Famed for his heavy use of improvisation on set, Leo McCarey often forwent linear plots in favor of an accumulation of sharply defined incidents, relying on the charm of his performers. Narrative conflict and tension give way to a structure that produces genuinely surprising scenes at every turn. From a distance, Love Affair (1939) may look like a traditional melodrama: Irene Dunne and Charles Boyer meet on a transatlantic cruise, fall in love, and agree to find each other again six months later, but are kept apart by the wiles of fate.
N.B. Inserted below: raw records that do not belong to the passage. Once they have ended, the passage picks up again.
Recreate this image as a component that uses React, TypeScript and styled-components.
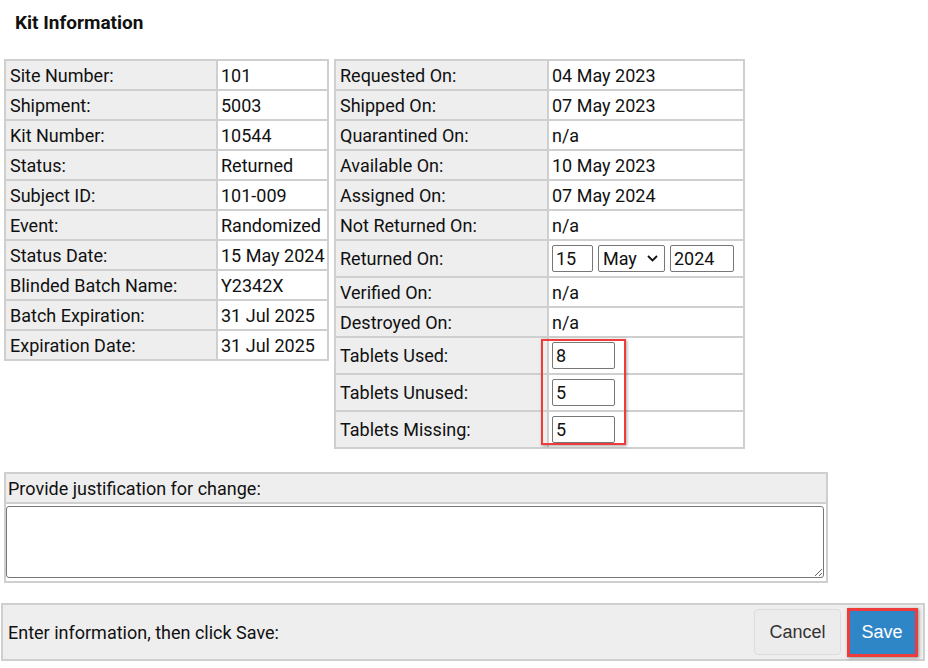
import React from "react";
import styled, { createGlobalStyle } from "styled-components";

const GlobalStyle = createGlobalStyle`
  body {
    margin: 0;
    background: #fff;
    font-family: Roboto, "Liberation Sans", sans-serif;
    color: #111;
  }
`;

const Page = styled.div`
  width: 928px;
  padding: 0 0 0 4px;
  box-sizing: border-box;
`;

const Title = styled.h1`
  margin: 0;
  padding: 11px 0 0 11px;
  height: 48px;
  box-sizing: border-box;
  font-size: 19px;
  font-weight: 700;
`;

const Tables = styled.div`
  display: flex;
  align-items: flex-start;
  gap: 5px;
  margin-top: 11px;
`;

const InfoTable = styled.table<{ $width: number; $labelWidth: number }>`
  border-collapse: collapse;
  width: ${(p) => p.$width}px;
  font-size: 18px;
  table-layout: fixed;

  col:first-child {
    width: ${(p) => p.$labelWidth}px;
  }
`;

const Row = styled.tr<{ $tall?: boolean }>`
  height: ${(p) => (p.$tall ? 37 : 30)}px;
`;

const Label = styled.td`
  background: #eeeeee;
  border: 2px solid #cfcfcf;
  padding: 0 4px;
  white-space: nowrap;
`;

const Value = styled.td`
  background: #fff;
  border: 2px solid #cfcfcf;
  padding: 0 3px;
  white-space: nowrap;
  position: relative;
`;

const DateInputs = styled.div`
  display: flex;
  gap: 5px;
  align-items: center;
`;

const TextBox = styled.input<{ $w: number }>`
  width: ${(p) => p.$w}px;
  height: 27px;
  box-sizing: border-box;
  border: 1px solid #777;
  border-radius: 2px;
  font: 18px Roboto, "Liberation Sans", sans-serif;
  padding: 0 3px;
  color: #111;
`;

const SelectBox = styled.div`
  width: 67px;
  height: 27px;
  box-sizing: border-box;
  border: 1px solid #777;
  border-radius: 2px;
  display: flex;
  align-items: center;
  justify-content: space-between;
  padding: 0 6px 0 4px;
  font-size: 18px;
`;

const Highlight = styled.div`
  position: absolute;
  z-index: 2;
  left: -8px;
  top: 1px;
  width: 85px;
  height: 106px;
  border: 2px solid #ee3b3b;
  box-shadow: 1px 1px 3px rgba(0, 0, 0, 0.35);
  box-sizing: border-box;
  pointer-events: none;
`;

const Justify = styled.section`
  margin-top: 23px;
  width: 824px;
  border: 2px solid #cfcfcf;
  box-sizing: border-box;
`;

const JustifyHeader = styled.div`
  background: #eeeeee;
  height: 28px;
  border-bottom: 2px solid #cfcfcf;
  display: flex;
  align-items: center;
  padding-left: 2px;
  font-size: 18px;
`;

const JustifyBody = styled.div`
  padding: 2px 2px 3px 0;
`;

const TextArea = styled.textarea`
  display: block;
  width: 818px;
  height: 72px;
  box-sizing: border-box;
  border: 1px solid #777;
  border-radius: 3px;
  resize: vertical;
  font: 18px Roboto, "Liberation Sans", sans-serif;
`;

const Footer = styled.div`
  margin: 20px 0 0 -3px;
  width: 924px;
  height: 58px;
  box-sizing: border-box;
  background: #eeeeee;
  border: 2px solid #cfcfcf;
  display: flex;
  align-items: center;
  justify-content: space-between;
  padding: 0 6px 0 5px;
  font-size: 18px;
`;

const Buttons = styled.div`
  display: flex;
  align-items: center;
  gap: 6px;
`;

const Button = styled.button<{ $primary?: boolean }>`
  display: block;
  height: 46px;
  padding: 0;
  border-radius: 4px;
  font: 18px "Liberation Sans", Arial, sans-serif;
  border: 1px solid ${(p) => (p.$primary ? "#2a78b4" : "#dcdcdc")};
  background: ${(p) => (p.$primary ? "#2f86c7" : "#ececec")};
  color: ${(p) => (p.$primary ? "#fff" : "#333")};
  width: ${(p) => (p.$primary ? 70 : 87)}px;
`;

const SaveWrap = styled.div`
  position: relative;

  &::after {
    content: "";
    position: absolute;
    inset: -1px -1px -2px 0;
    border: 3px solid #ee3b3b;
    box-shadow: 1px 1px 3px rgba(0, 0, 0, 0.4);
    pointer-events: none;
  }
`;

const left: [string, string][] = [
  ["Site Number:", "101"],
  ["Shipment:", "5003"],
  ["Kit Number:", "10544"],
  ["Status:", "Returned"],
  ["Subject ID:", "101-009"],
  ["Event:", "Randomized"],
  ["Status Date:", "15 May 2024"],
  ["Blinded Batch Name:", "Y2342X"],
  ["Batch Expiration:", "31 Jul 2025"],
  ["Expiration Date:", "31 Jul 2025"],
];

const rightTop: [string, string][] = [
  ["Requested On:", "04 May 2023"],
  ["Shipped On:", "07 May 2023"],
  ["Quarantined On:", "n/a"],
  ["Available On:", "10 May 2023"],
  ["Assigned On:", "07 May 2024"],
  ["Not Returned On:", "n/a"],
];

const Chevron = () => (
  <svg width="11" height="7" viewBox="0 0 11 7">
    <path d="M1 1l4.5 4.5L10 1" fill="none" stroke="#111" strokeWidth="1.8" />
  </svg>
);

export default function App() {
  return (
    <Page>
      <GlobalStyle />
      <Title>Kit Information</Title>
      <Tables>
        <InfoTable $width={325} $labelWidth={212}>
          <colgroup>
            <col />
            <col />
          </colgroup>
          <tbody>
            {left.map(([l, v]) => (
              <Row key={l}>
                <Label>{l}</Label>
                <Value>{v}</Value>
              </Row>
            ))}
          </tbody>
        </InfoTable>
        <InfoTable $width={411} $labelWidth={213}>
          <colgroup>
            <col />
            <col />
          </colgroup>
          <tbody>
            {rightTop.map(([l, v]) => (
              <Row key={l}>
                <Label>{l}</Label>
                <Value>{v}</Value>
              </Row>
            ))}
            <Row $tall>
              <Label>Returned On:</Label>
              <Value>
                <DateInputs>
                  <TextBox $w={41} defaultValue="15" />
                  <SelectBox>
                    <span>May</span>
                    <Chevron />
                  </SelectBox>
                  <TextBox $w={64} defaultValue="2024" />
                </DateInputs>
              </Value>
            </Row>
            <Row>
              <Label>Verified On:</Label>
              <Value>n/a</Value>
            </Row>
            <Row>
              <Label>Destroyed On:</Label>
              <Value>n/a</Value>
            </Row>
            <Row $tall>
              <Label>Tablets Used:</Label>
              <Value>
                <TextBox $w={63} defaultValue="8" />
                <Highlight />
              </Value>
            </Row>
            <Row $tall>
              <Label>Tablets Unused:</Label>
              <Value>
                <TextBox $w={63} defaultValue="5" />
              </Value>
            </Row>
            <Row $tall>
              <Label>Tablets Missing:</Label>
              <Value>
                <TextBox $w={63} defaultValue="5" />
              </Value>
            </Row>
          </tbody>
        </InfoTable>
      </Tables>
      <Justify>
        <JustifyHeader>Provide justification for change:</JustifyHeader>
        <JustifyBody>
          <TextArea />
        </JustifyBody>
      </Justify>
      <Footer>
        <span>Enter information, then click Save:</span>
        <Buttons>
          <Button>Cancel</Button>
          <SaveWrap>
            <Button $primary>Save</Button>
          </SaveWrap>
        </Buttons>
      </Footer>
    </Page>
  );
}
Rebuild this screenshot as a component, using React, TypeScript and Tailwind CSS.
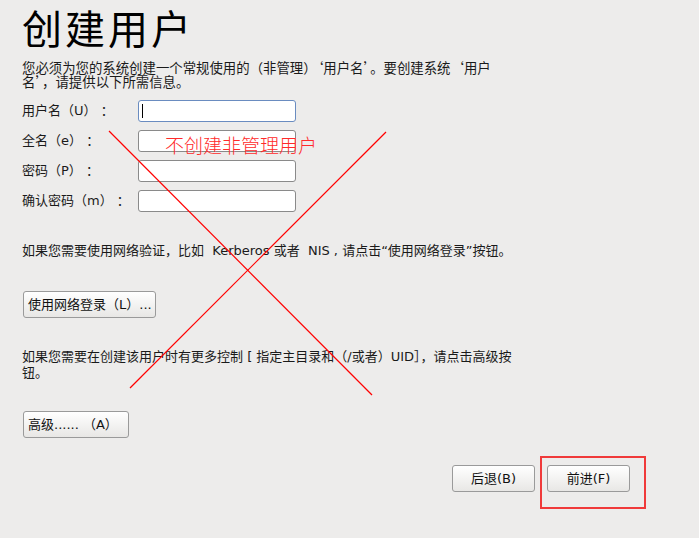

McCarey skips over most of the dramatic highpoints of this type of picture, however—the characters barely struggle, and the only major complications are pure dei ex machina—in favor of a relaxed narrative rhythm that leaves ample time to explore both the nuances of the two leads and a plethora of surrounding characters.
Hot off the heels of his greatest commercial success, The Awful Truth (1937), which won McCarey an Oscar, and his greatest artistic success, Make Way For Tomorrow (also 1937), which he credited as the rightful award-winner in his acceptance speech, Love Affair demonstrates McCarey refining, respectively, the screwball charm and emotional profundity of those films into something that moves graciously from dazzling to soul-stirring. Dunne and Boyer have all the charm and seductive power of the classic screwball couple—he is an international playboy, she a successful lounge singer, and their first meeting is filled with the sort of quips typical of the screwball style—but McCarey uses their playful banter to explore depths of unspoken feeling in surprising ways. Late in the movie, months after Dunne stands Boyer up at their Empire State Building rendezvous and subsequently hides from him, he arrives at her apartment unannounced and ready to demand answers. Yet he goes about the whole thing amiably and indirectly, pretending that it was he who bailed on their date and that he never really cared about the whole affair. As they both go along with Boyer’s lie—Dunne starts pretending that it was she who waited for him that night—the heartbreak behind their cordial witticisms becomes increasingly painful the longer they try to hide it.
McCarey is often more interested in exploring the rich world around the characters than indulging in histrionic displays of their suffering. Characters frequently burst out of the background to interrupt a scene and steal all its focus, but always expand upon its core emotions. In one scene Boyer, melancholically strolling around the Empire State Building on a frosty night, is interrupted by a random Christmas-tree-carrying pedestrian. As he drunkenly quips at Boyer, “You don’t know what struggle means… I live on 186th street and they won’t let me on the subway,” before hefting his tree higher on his shoulder and gingerly strolling on, McCarey builds a sense that the couple is both bigger and smaller than the world around them. The entire universe seems in sync with their unconsummated romance, elevating it to almost mythical proportions, and yet reminders of their ultimate ordinariness abound.
Love Affair screens tonight, December 21, and every day through December 28 (with the exception of Christmas Day), in a digital restoration at the Museum of Modern Art.